Adding to the risk, according to Morningstar, is the fact that the Arch has entered into a settlement agreement for approximately 38.3% of the loans that restricts it from denying or curtailing claims or terminating coverage on the basis of most origination defects and servicing-related conduct. And for a 4.3% subset of these loans, Arch is required to pay claims based on original balance of the loan and a fixed factor (either 1.12 or 1.02). This increases the amount that the ceding insurer has to pay.
About 24.5% of the loans by balance are in Florida, Illinois, Texas and California.
This increased risk is reflected in Morningstar’s ratings for the notes, which are lower than those of comparable tranches of Arch’s prior credit risk transfer deals.
The Level B-2 notes, which represent the first-loss position, are being retained by Arch and so are unrated.

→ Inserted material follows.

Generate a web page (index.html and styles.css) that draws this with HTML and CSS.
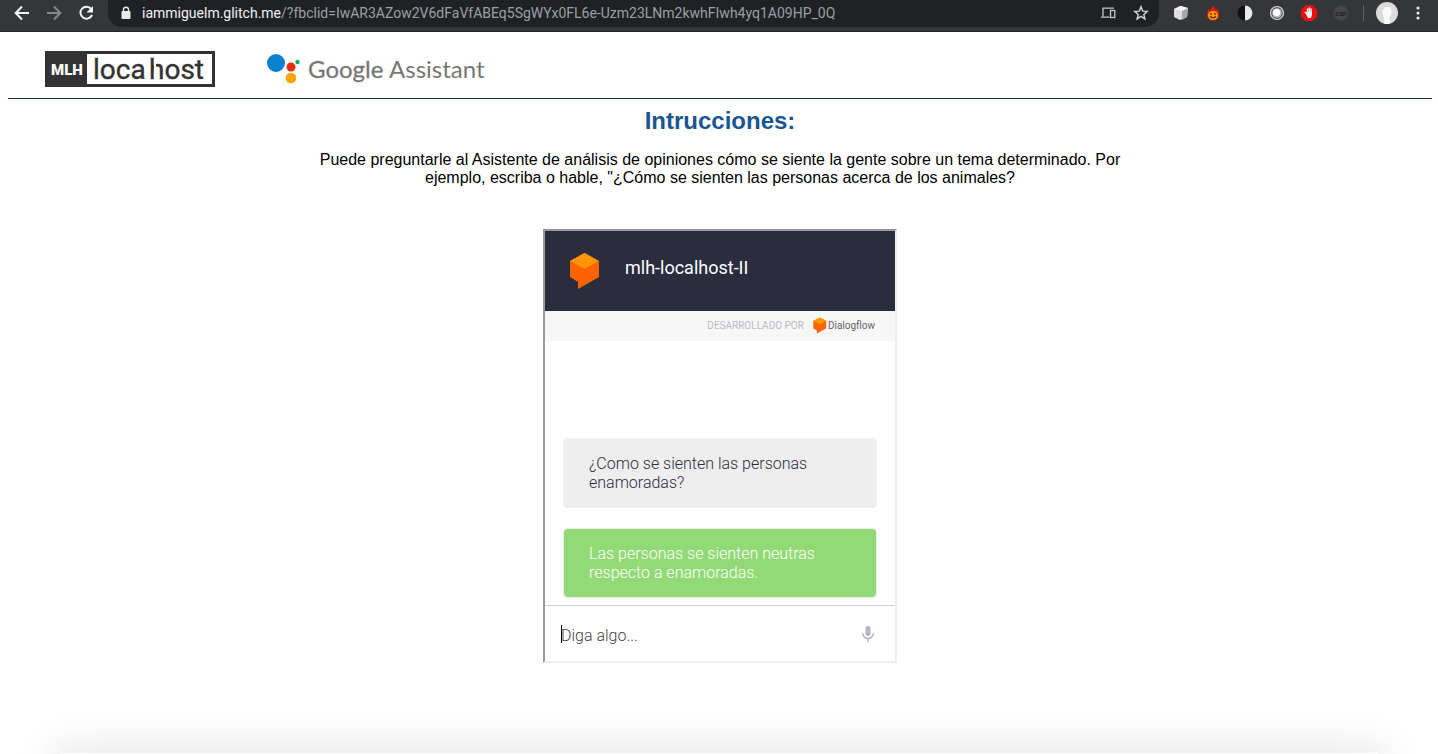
FILE: index.html
```html
<!DOCTYPE html>
<html lang="es">
<head>
<meta charset="utf-8">
<title>Asistente de análisis de opiniones</title>
<link rel="stylesheet" href="styles.css">
</head>
<body>
<div class="toolbar">
  <button class="tool" aria-label="Atrás"><svg width="20" height="20" viewBox="0 0 20 20" fill="none" stroke="#f1f3f4" stroke-width="2"><path d="M17 10H4M10 3.500 3.700 10 10 16.500"/></svg></button>
  <button class="tool" aria-label="Adelante"><svg width="20" height="20" viewBox="0 0 20 20" fill="none" stroke="#85878a" stroke-width="2"><path d="M3 10h13M10 3.500 16.300 10 10 16.500"/></svg></button>
  <button class="tool" aria-label="Recargar"><svg width="20" height="20" viewBox="0 0 20 20"><path d="M15.200 6A6 6 0 1 0 16 12" fill="none" stroke="#f1f3f4" stroke-width="2"/><path d="M17 3v6.500h-6.500z" fill="#f1f3f4"/></svg></button>
  <div class="address">
    <svg class="lock" width="12" height="14" viewBox="0 0 12 14"><rect x="1.500" y="5" width="9" height="8" rx="1" fill="#e8eaed"/><path d="M3.500 6V3.800a2.500 2.500 0 0 1 5 0V6" fill="none" stroke="#e8eaed" stroke-width="1.400"/></svg>
    <span class="url"><span class="host">iammiguelm.glitch.me</span>/?fbclid=IwAR3AZow2V6dFaVfABEq5SgWYx0FL6e-Uzm23LNm2kwhFIwh4yq1A09HP_0Q</span>
    <button class="tool" aria-label="Enviar a tus dispositivos"><svg width="16" height="16" viewBox="0 0 16 16" fill="none" stroke="#c4c6c9" stroke-width="1.300"><path d="M14 3.200H3v8M1 12.200h8.500"/><rect x="10.500" y="5.500" width="4.300" height="7"/></svg></button>
    <button class="tool" aria-label="Marcador"><svg width="16" height="16" viewBox="0 0 16 16" fill="none" stroke="#d5d7d9" stroke-width="1.400"><path d="m8 1.800 1.700 4.300 4.600.3-3.500 3 1.100 4.500L8 11.400l-3.900 2.500 1.100-4.500-3.500-3 4.600-.3z"/></svg></button>
  </div>
  <div class="extensions">
    <button class="tool" aria-label="Cubo"><svg width="16" height="16" viewBox="0 0 16 16"><path d="m7 1 8 2-1 9-7 3-6-3V4z" fill="#dedede"/><path d="m8 1 7 2-6 3-8-2z" fill="#f5f5f5"/><path d="m9 6 6-3-1 9-5 3z" fill="#a8a8a8"/></svg></button>
    <button class="tool" aria-label="Llama"><svg width="16" height="16" viewBox="0 0 16 16"><path d="M8 0c0 2 3 3 3 5l2-2c-1 2 1 4 1 7a6 6 0 0 1-12 0c0-3 1-3 1-6l2 2c0-2 3-3 3-6z" fill="#e81c0c"/><ellipse cx="8" cy="10.500" rx="5" ry="4.500" fill="#f59a13"/><path d="M6 8v2M10 8v2M5 11.500q3 2.500 6 0" fill="none" stroke="#5c1700" stroke-width="1.200"/></svg></button>
    <button class="tool" aria-label="Contraste"><svg width="16" height="16" viewBox="0 0 16 16"><circle cx="8" cy="8" r="7.500" fill="#111"/><path d="M8 .5a7.500 7.500 0 0 1 0 15z" fill="#e8e8e8"/></svg></button>
    <button class="tool" aria-label="Lente"><svg width="16" height="16" viewBox="0 0 16 16"><circle cx="8" cy="8" r="6.500" fill="#555" stroke="#ddd" stroke-width="1.200"/><circle cx="8" cy="8" r="4.800" fill="#bbb"/><circle cx="7.500" cy="7.500" r="3.500" fill="#fff"/></svg></button>
    <button class="tool" aria-label="Bloqueador"><svg width="16" height="16" viewBox="0 0 16 16"><path d="M4.700 0h6.600L16 4.700v6.600L11.300 16H4.700L0 11.300V4.700z" fill="#f20d0d"/><path d="M6.500 8V4M8.300 8V3M10.100 8V4M6.500 9 4.300 7.500" stroke="#fff" stroke-width="1.500" stroke-linecap="round"/><path d="M5.700 7H11v3l-1.300 3H7L5 9z" fill="#fff"/></svg></button>
    <button class="tool" aria-label="CSP"><svg width="16" height="16" viewBox="0 0 16 16"><circle cx="8" cy="8" r="7.500" fill="#454648"/><text class="csp" x="8" y="11" text-anchor="middle">CSP</text></svg></button>
  </div>
  <span class="divider"></span>
  <button class="tool" aria-label="Perfil"><svg width="22" height="22" viewBox="0 0 22 22"><circle cx="11" cy="11" r="11" fill="#dcdcdc"/><path d="M11 5c3 0 4.500 2 4.500 5 0 2-.5 4-2 5l.5 6.500q-3 1-6 0L8 15c-1.500-2-1.500-4-1.500-5 0-3 1.500-5 4.500-5z" fill="#f8fbfc"/></svg></button>
  <button class="tool" aria-label="Menú"><svg width="16" height="16" viewBox="0 0 16 16" fill="#e8eaed"><circle cx="8" cy="3" r="1.600"/><circle cx="8" cy="8" r="1.600"/><circle cx="8" cy="13" r="1.600"/></svg></button>
</div>

<div class="page">
  <header class="brands">
    <svg class="mlh" width="170" height="36" viewBox="0 0 170 36" role="img" aria-label="MLH localhost">
      <path d="M0 0h170v36H0z" fill="#333"/><path d="M42 3h125v30H42z" fill="#fff"/>
      <text class="mlh-text" x="6" y="24">MLH</text>
      <text class="local-text" x="48" y="28">loca</text>
      <text class="local-text" x="104" y="28">host</text>
      <path d="M109 10h2v19h-2z" fill="#fff"/>
    </svg>
    <svg class="google" width="218" height="34" viewBox="0 0 218 34" role="img" aria-label="Google Assistant">
      <circle cx="9" cy="12" r="9" fill="#0b7fd0"/><circle cx="24" cy="16" r="4.500" fill="#f32a14"/><circle cx="30.500" cy="11" r="2.200" fill="#0eb15d"/><circle cx="24" cy="27" r="5.300" fill="#fba400"/>
      <text class="google-text google-word" x="41" y="27">Google</text>
      <text class="google-text" x="122" y="27">Assistant</text>
    </svg>
  </header>
  <main class="content">
    <h2 class="heading">Intrucciones:</h2>
    <p class="intro">Puede preguntarle al Asistente de análisis de opiniones cómo se siente la gente sobre un tema determinado. Por ejemplo, escriba o hable, "¿Cómo se sienten las personas acerca de los animales?</p>
    <section class="chat">
      <div class="chat-head">
        <svg width="30" height="38" viewBox="0 0 30 38"><path d="m14.500 1 14.500 8v16L8 37v-7l-8-5V9z" fill="#ff6200"/><path d="m14.500 1 14.500 8-14.500 8L0 9z" fill="#ff9500"/></svg>
        <span class="agent">mlh-localhost-II</span>
      </div>
      <div class="powered"><span>DESARROLLADO POR</span>
        <a class="flow" href="#"><svg width="14" height="17" viewBox="0 0 30 38"><path d="m14.500 1 14.500 8v16L8 37v-7l-8-5V9z" fill="#ff6200"/><path d="m14.500 1 14.500 8-14.500 8L0 9z" fill="#ff9500"/></svg>Dialogflow</a>
      </div>
      <div class="messages">
        <p class="bubble">¿Como se sienten las personas enamoradas?</p>
        <p class="bubble reply">Las personas se sienten neutras respecto a enamoradas.</p>
      </div>
      <form class="ask">
        <span class="caret"></span>
        <input class="query" type="text" placeholder="Diga algo..." aria-label="Diga algo">
        <button class="tool" type="button" aria-label="Hablar"><svg width="14" height="18" viewBox="0 0 14 18"><rect x="4.500" y="1" width="5" height="10" rx="2.500" fill="#b4b7c3"/><path d="M1.500 8a5.500 5.500 0 0 0 11 0M7 13.500V17" fill="none" stroke="#b4b7c3" stroke-width="1.500"/></svg></button>
      </form>
    </section>
  </main>
</div>
<div class="shade"></div>
</body>
</html>
```
FILE: styles.css
```css
* { box-sizing: border-box; }
body { margin: 0; min-height: 100vh; display: flex; flex-direction: column; background: #fff; color: #000; font-family: "Liberation Sans", Arial, sans-serif; }
.tool { border: 0; padding: 0; background: none; display: flex; flex: none; }
.toolbar { display: flex; align-items: center; gap: 12px; height: 32px; padding: 0 12px 5px; background: #35363a; border-bottom: 1px solid #242528; }
.address { flex: 1; display: flex; align-items: center; gap: 17px; height: 27px; padding: 0 10px 0 12px; border-radius: 0 0 14px 14px; background: #202124; }
.lock { flex: none; }
.url { flex: 1; margin-left: -7px; color: #9aa0a6; font: 14px/20px Roboto, sans-serif; white-space: nowrap; overflow: hidden; }
.host { color: #f1f3f4; }
.extensions { display: flex; gap: 16px; padding: 0 2px; }
.csp { font: bold 6px Roboto, sans-serif; fill: #1c1c1c; }
.divider { width: 1px; height: 16px; background: #606164; }
.page { flex: 1; padding: 0 6px 0 8px; }
.brands { display: flex; align-items: flex-start; gap: 52px; padding: 19px 37px 11px; border-bottom: 1px solid #16305a; }
.mlh-text { font: 900 15px Roboto, sans-serif; fill: #fff; }
.local-text { font: 28px Roboto, sans-serif; fill: #333; stroke: #333; stroke-width: 0.4; }
.google-text { font: 24px Lato, sans-serif; fill: #777; }
.google-word { stroke: #777; stroke-width: 0.3; }
.content { display: flex; flex-direction: column; align-items: center; padding-top: 8px; }
.heading { margin: 0; font-size: 24px; line-height: 28px; color: #1b5593; }
.intro { max-width: 840px; margin: 16px 0 42px; font-size: 16px; line-height: 18px; text-align: center; }
.chat { width: 354px; border: 2px inset #eee; font-family: Roboto, sans-serif; }
.chat-head { display: flex; align-items: center; gap: 25px; height: 80px; padding: 0 25px; background: #2b2d3f; color: #fff; font-size: 18px; }
.agent { padding-bottom: 7px; }
.powered { display: flex; align-items: center; justify-content: flex-end; gap: 9px; height: 30px; padding: 0 20px 1px 0; background: #f7f7f7; color: #b7bac6; font-size: 10px; }
.flow { display: flex; align-items: center; gap: 1px; color: #666; text-decoration: none; }
.messages { display: flex; flex-direction: column; gap: 20px; padding: 97px 18px 7px; }
.bubble { margin: 0; padding: 15px 50px 15px 25px; border: 1px solid #eee; border-radius: 4px; background: #eee; color: #2b2d3f; font-size: 16px; font-weight: 300; line-height: 19px; }
.reply { background: #92da75; background-clip: padding-box; color: #fff; }
.ask { display: flex; align-items: center; height: 56px; padding: 0 20px 0 16px; border-top: 1px solid #d0d0d0; }
.caret { width: 1px; height: 18px; margin-right: -1px; background: #000; }
.query { flex: 1; min-width: 0; border: 0; padding: 3px 0 0; outline: 0; background: none; font: 300 16px Roboto, sans-serif; }
.query::placeholder { color: #444; opacity: 1; }
.shade { position: fixed; bottom: 0; left: 60px; right: 60px; height: 1px; box-shadow: 0 8px 40px 8px #00000030; }
```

The Class B-1 notes, which provide coverage when losses on the reference pool reach 3.5% of the original principal, are rated B+, several notches lower than the A on the comparable tranche of Bellemeade Re 2018-2.
The Class M-2 notes, which provide coverage when losses on the pool reach 3.75%, are rated BB-; the comparable tranche of Bellemeade Re 2018-2 was also rated A.
The Class M-1B notes, which provide coverage when losses on the pool reach 5.3%, are rated BBB-; the comparable tranche of Bellemeade Re 2018-2 was rated AA.
The Class M-1A notes which provide coverage when losses on the pool reach 7.1%, are rated A-; the comparable tranche of Bellemeade Re 2018-2 was rated AAA.
And the most senior tranche of notes, which provide coverage when losses on the pool reach 9.25%, are unrated and are being retained by Arch.
Proceeds from issuance of the notes will be deposited into a trust and will be available to reimburse Arch for losses covered by the insurance policies; if any funds are withdrawn, the balance of most junior notes outstanding will be written down by a corresponding amount. Interest payments on the notes will be funded through insurance coverage premiums collected by Arch from the borrowers.
Arch’s deal was launched the same day as a transaction by Essent Guaranty that references a larger pool of mortgages that were originated much more recently and have never been delinquent.
Radnor Re 2019-1 transfers the credit risk on $45.04 billion of loans with aggregate mortgage insurance of $11.27 billion. The notes to be issued reinsure $443.9 million of this coverage.
By some measures, the loans that Radnor Re 2019-1 reinsures are safer. The weighted average balance is higher, at $244,834 (vs $150,579 for Bellemeade Re 2019-1), but the weighted average original FICO is also higher at 745 (707).
While none of the loans Radnor Re reinsures have ever been delinquent, the weighted average seasoning is only six months, compared with 126 months for Bellemeade Re.
The two deals have identical weighted average coupons of 4.07%.
However, borrowers that Radnor reinsures have less equity in their homes; the weighted average current loan-to-value ratio is 90%, significantly higher than 76.9% for Bellemeade Re. And Morningstar expects that valuations could fall more sharply in a scenario similar to the housing crisis, by up to 38.1% on a weighted average basis, compared with 37.5% for homes in Bellemeade Re’s pool.
Radnor Re also resinsures a larger portion of credit risk than does Bellemeade Re; coverage kicks in when losses reach 2.25%, versus 3.5% for Bellemeade.
Essent is retaining the Class B-2H notes, which take the first loss; the Class B-1 notes, which provide coverage when losses on the reference pool reach 2.25%, are rated B+; while the Class M-2 notes, which provide coverage at 2.5%, are rated BB-; the Class M-1B notes, which provide coverage at 4.6%, are rated BBB-; and the Class M-1A notes, which provide coverage at 6.5%, are rated A-. Essent is retaining the senior tranche of notes, which provide coverage at 7.5% and are unrated.